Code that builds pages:
* * * * *

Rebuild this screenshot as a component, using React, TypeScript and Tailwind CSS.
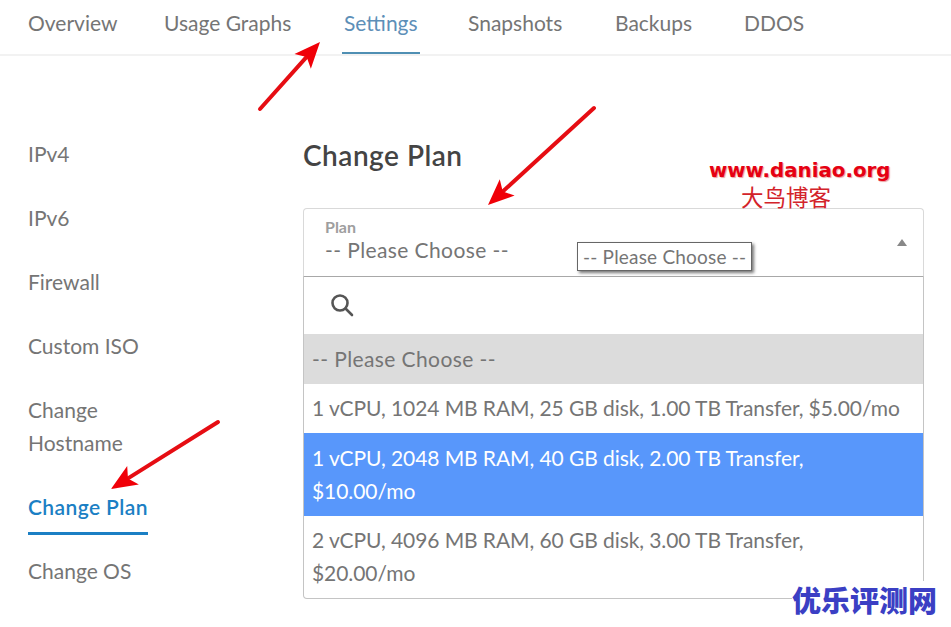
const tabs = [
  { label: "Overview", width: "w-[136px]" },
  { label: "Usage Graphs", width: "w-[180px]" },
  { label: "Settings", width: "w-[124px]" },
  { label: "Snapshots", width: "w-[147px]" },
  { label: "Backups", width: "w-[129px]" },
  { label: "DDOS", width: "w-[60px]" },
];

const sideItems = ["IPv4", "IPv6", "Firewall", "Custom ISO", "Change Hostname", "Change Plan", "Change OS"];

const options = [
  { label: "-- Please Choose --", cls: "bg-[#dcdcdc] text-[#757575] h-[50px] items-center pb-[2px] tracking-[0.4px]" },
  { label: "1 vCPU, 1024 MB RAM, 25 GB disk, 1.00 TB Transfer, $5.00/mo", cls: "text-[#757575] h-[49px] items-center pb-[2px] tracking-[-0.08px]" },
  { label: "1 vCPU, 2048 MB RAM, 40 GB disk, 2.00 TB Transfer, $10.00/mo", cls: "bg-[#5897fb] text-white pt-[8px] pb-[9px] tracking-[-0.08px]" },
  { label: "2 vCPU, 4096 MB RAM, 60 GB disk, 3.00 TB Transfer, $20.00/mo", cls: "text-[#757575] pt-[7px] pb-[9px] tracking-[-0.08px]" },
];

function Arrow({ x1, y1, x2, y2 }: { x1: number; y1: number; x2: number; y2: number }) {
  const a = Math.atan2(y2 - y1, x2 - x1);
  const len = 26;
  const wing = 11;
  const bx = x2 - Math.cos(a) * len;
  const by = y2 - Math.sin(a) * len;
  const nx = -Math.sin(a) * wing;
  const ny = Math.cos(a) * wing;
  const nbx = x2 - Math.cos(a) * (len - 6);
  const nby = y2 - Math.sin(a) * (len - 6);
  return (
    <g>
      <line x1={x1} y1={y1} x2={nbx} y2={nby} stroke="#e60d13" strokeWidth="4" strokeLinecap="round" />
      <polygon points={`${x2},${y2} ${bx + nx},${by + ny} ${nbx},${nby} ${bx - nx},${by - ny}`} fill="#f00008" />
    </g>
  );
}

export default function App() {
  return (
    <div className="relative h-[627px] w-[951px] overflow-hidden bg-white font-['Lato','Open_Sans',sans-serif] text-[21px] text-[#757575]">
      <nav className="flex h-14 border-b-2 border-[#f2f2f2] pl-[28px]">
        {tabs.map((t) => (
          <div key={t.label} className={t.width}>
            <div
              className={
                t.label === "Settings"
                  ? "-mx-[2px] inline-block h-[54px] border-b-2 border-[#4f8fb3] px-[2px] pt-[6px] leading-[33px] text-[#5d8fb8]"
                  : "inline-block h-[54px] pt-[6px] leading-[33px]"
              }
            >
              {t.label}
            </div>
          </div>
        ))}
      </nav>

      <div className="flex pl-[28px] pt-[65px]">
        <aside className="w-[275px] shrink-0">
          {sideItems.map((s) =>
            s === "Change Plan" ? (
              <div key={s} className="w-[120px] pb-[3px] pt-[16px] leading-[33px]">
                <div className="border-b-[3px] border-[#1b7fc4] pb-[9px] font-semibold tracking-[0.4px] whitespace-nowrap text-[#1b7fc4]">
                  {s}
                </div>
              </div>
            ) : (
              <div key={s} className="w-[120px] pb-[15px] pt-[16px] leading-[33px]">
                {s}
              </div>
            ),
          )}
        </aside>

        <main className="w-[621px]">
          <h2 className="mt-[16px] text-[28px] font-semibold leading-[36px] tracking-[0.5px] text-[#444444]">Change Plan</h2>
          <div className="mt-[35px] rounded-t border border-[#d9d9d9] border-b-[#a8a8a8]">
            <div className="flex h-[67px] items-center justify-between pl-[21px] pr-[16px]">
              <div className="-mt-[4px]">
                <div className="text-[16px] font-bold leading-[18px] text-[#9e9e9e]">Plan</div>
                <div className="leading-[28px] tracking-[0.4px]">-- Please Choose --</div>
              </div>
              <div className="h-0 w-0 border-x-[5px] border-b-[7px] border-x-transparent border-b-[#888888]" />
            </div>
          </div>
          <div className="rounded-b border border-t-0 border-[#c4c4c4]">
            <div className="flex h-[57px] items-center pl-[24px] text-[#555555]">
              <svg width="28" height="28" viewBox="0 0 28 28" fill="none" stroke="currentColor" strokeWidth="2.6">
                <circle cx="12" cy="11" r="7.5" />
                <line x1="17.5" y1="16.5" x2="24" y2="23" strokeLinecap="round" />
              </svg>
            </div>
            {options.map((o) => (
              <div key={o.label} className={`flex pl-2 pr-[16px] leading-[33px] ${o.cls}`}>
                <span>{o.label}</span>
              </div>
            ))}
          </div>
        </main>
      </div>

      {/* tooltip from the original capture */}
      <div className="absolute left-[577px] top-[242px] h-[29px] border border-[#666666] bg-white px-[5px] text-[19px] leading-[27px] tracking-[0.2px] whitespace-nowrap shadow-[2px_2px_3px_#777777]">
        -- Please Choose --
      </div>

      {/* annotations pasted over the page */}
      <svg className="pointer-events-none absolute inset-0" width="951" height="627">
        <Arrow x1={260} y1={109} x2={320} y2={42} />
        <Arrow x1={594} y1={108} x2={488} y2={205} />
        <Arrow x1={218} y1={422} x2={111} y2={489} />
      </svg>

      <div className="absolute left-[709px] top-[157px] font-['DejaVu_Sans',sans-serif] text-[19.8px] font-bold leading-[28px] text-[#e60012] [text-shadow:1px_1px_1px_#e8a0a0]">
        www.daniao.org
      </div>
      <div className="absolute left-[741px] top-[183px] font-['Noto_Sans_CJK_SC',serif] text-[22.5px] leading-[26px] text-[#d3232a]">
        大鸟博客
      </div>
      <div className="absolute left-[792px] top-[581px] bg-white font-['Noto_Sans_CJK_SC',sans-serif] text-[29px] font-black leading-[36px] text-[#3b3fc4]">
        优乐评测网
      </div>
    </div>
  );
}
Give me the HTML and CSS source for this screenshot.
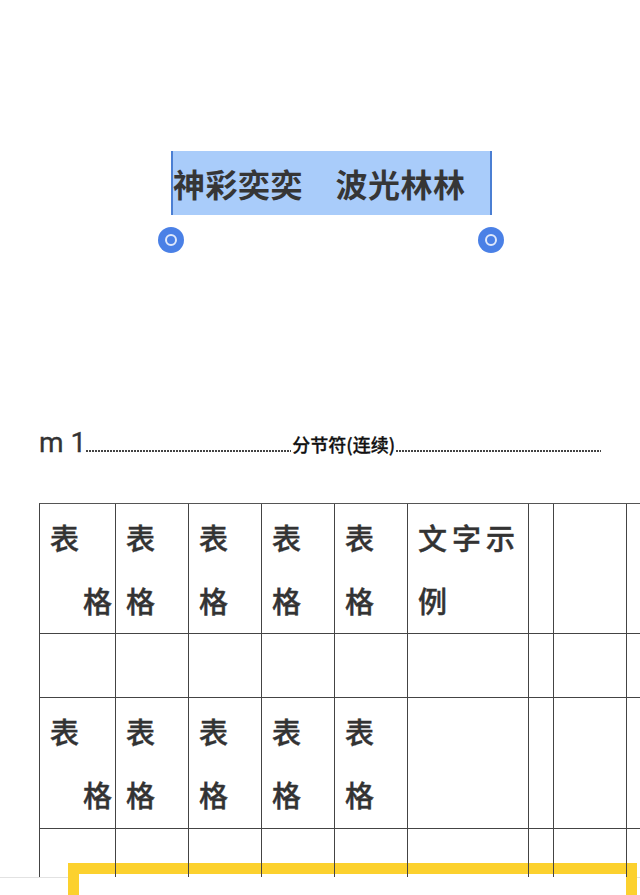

* * * * *

Directions: Return all of the entries word for word, but omit the pictures.

Answer to the task:
Rebuild this screenshot as a component, using React, TypeScript and Tailwind CSS.
const tabs = [
  { label: "Overview", width: "w-[136px]" },
  { label: "Usage Graphs", width: "w-[180px]" },
  { label: "Settings", width: "w-[124px]" },
  { label: "Snapshots", width: "w-[147px]" },
  { label: "Backups", width: "w-[129px]" },
  { label: "DDOS", width: "w-[60px]" },
];

const sideItems = ["IPv4", "IPv6", "Firewall", "Custom ISO", "Change Hostname", "Change Plan", "Change OS"];

const options = [
  { label: "-- Please Choose --", cls: "bg-[#dcdcdc] text-[#757575] h-[50px] items-center pb-[2px] tracking-[0.4px]" },
  { label: "1 vCPU, 1024 MB RAM, 25 GB disk, 1.00 TB Transfer, $5.00/mo", cls: "text-[#757575] h-[49px] items-center pb-[2px] tracking-[-0.08px]" },
  { label: "1 vCPU, 2048 MB RAM, 40 GB disk, 2.00 TB Transfer, $10.00/mo", cls: "bg-[#5897fb] text-white pt-[8px] pb-[9px] tracking-[-0.08px]" },
  { label: "2 vCPU, 4096 MB RAM, 60 GB disk, 3.00 TB Transfer, $20.00/mo", cls: "text-[#757575] pt-[7px] pb-[9px] tracking-[-0.08px]" },
];

function Arrow({ x1, y1, x2, y2 }: { x1: number; y1: number; x2: number; y2: number }) {
  const a = Math.atan2(y2 - y1, x2 - x1);
  const len = 26;
  const wing = 11;
  const bx = x2 - Math.cos(a) * len;
  const by = y2 - Math.sin(a) * len;
  const nx = -Math.sin(a) * wing;
  const ny = Math.cos(a) * wing;
  const nbx = x2 - Math.cos(a) * (len - 6);
  const nby = y2 - Math.sin(a) * (len - 6);
  return (
    <g>
      <line x1={x1} y1={y1} x2={nbx} y2={nby} stroke="#e60d13" strokeWidth="4" strokeLinecap="round" />
      <polygon points={`${x2},${y2} ${bx + nx},${by + ny} ${nbx},${nby} ${bx - nx},${by - ny}`} fill="#f00008" />
    </g>
  );
}

export default function App() {
  return (
    <div className="relative h-[627px] w-[951px] overflow-hidden bg-white font-['Lato','Open_Sans',sans-serif] text-[21px] text-[#757575]">
      <nav className="flex h-14 border-b-2 border-[#f2f2f2] pl-[28px]">
        {tabs.map((t) => (
          <div key={t.label} className={t.width}>
            <div
              className={
                t.label === "Settings"
                  ? "-mx-[2px] inline-block h-[54px] border-b-2 border-[#4f8fb3] px-[2px] pt-[6px] leading-[33px] text-[#5d8fb8]"
                  : "inline-block h-[54px] pt-[6px] leading-[33px]"
              }
            >
              {t.label}
            </div>
          </div>
        ))}
      </nav>

      <div className="flex pl-[28px] pt-[65px]">
        <aside className="w-[275px] shrink-0">
          {sideItems.map((s) =>
            s === "Change Plan" ? (
              <div key={s} className="w-[120px] pb-[3px] pt-[16px] leading-[33px]">
                <div className="border-b-[3px] border-[#1b7fc4] pb-[9px] font-semibold tracking-[0.4px] whitespace-nowrap text-[#1b7fc4]">
                  {s}
                </div>
              </div>
            ) : (
              <div key={s} className="w-[120px] pb-[15px] pt-[16px] leading-[33px]">
                {s}
              </div>
            ),
          )}
        </aside>

        <main className="w-[621px]">
          <h2 className="mt-[16px] text-[28px] font-semibold leading-[36px] tracking-[0.5px] text-[#444444]">Change Plan</h2>
          <div className="mt-[35px] rounded-t border border-[#d9d9d9] border-b-[#a8a8a8]">
            <div className="flex h-[67px] items-center justify-between pl-[21px] pr-[16px]">
              <div className="-mt-[4px]">
                <div className="text-[16px] font-bold leading-[18px] text-[#9e9e9e]">Plan</div>
                <div className="leading-[28px] tracking-[0.4px]">-- Please Choose --</div>
              </div>
              <div className="h-0 w-0 border-x-[5px] border-b-[7px] border-x-transparent border-b-[#888888]" />
            </div>
          </div>
          <div className="rounded-b border border-t-0 border-[#c4c4c4]">
            <div className="flex h-[57px] items-center pl-[24px] text-[#555555]">
              <svg width="28" height="28" viewBox="0 0 28 28" fill="none" stroke="currentColor" strokeWidth="2.6">
                <circle cx="12" cy="11" r="7.5" />
                <line x1="17.5" y1="16.5" x2="24" y2="23" strokeLinecap="round" />
              </svg>
            </div>
            {options.map((o) => (
              <div key={o.label} className={`flex pl-2 pr-[16px] leading-[33px] ${o.cls}`}>
                <span>{o.label}</span>
              </div>
            ))}
          </div>
        </main>
      </div>

      {/* tooltip from the original capture */}
      <div className="absolute left-[577px] top-[242px] h-[29px] border border-[#666666] bg-white px-[5px] text-[19px] leading-[27px] tracking-[0.2px] whitespace-nowrap shadow-[2px_2px_3px_#777777]">
        -- Please Choose --
      </div>

      {/* annotations pasted over the page */}
      <svg className="pointer-events-none absolute inset-0" width="951" height="627">
        <Arrow x1={260} y1={109} x2={320} y2={42} />
        <Arrow x1={594} y1={108} x2={488} y2={205} />
        <Arrow x1={218} y1={422} x2={111} y2={489} />
      </svg>

      <div className="absolute left-[709px] top-[157px] font-['DejaVu_Sans',sans-serif] text-[19.8px] font-bold leading-[28px] text-[#e60012] [text-shadow:1px_1px_1px_#e8a0a0]">
        www.daniao.org
      </div>
      <div className="absolute left-[741px] top-[183px] font-['Noto_Sans_CJK_SC',serif] text-[22.5px] leading-[26px] text-[#d3232a]">
        大鸟博客
      </div>
      <div className="absolute left-[792px] top-[581px] bg-white font-['Noto_Sans_CJK_SC',sans-serif] text-[29px] font-black leading-[36px] text-[#3b3fc4]">
        优乐评测网
      </div>
    </div>
  );
}
Give me the HTML and CSS source for this screenshot.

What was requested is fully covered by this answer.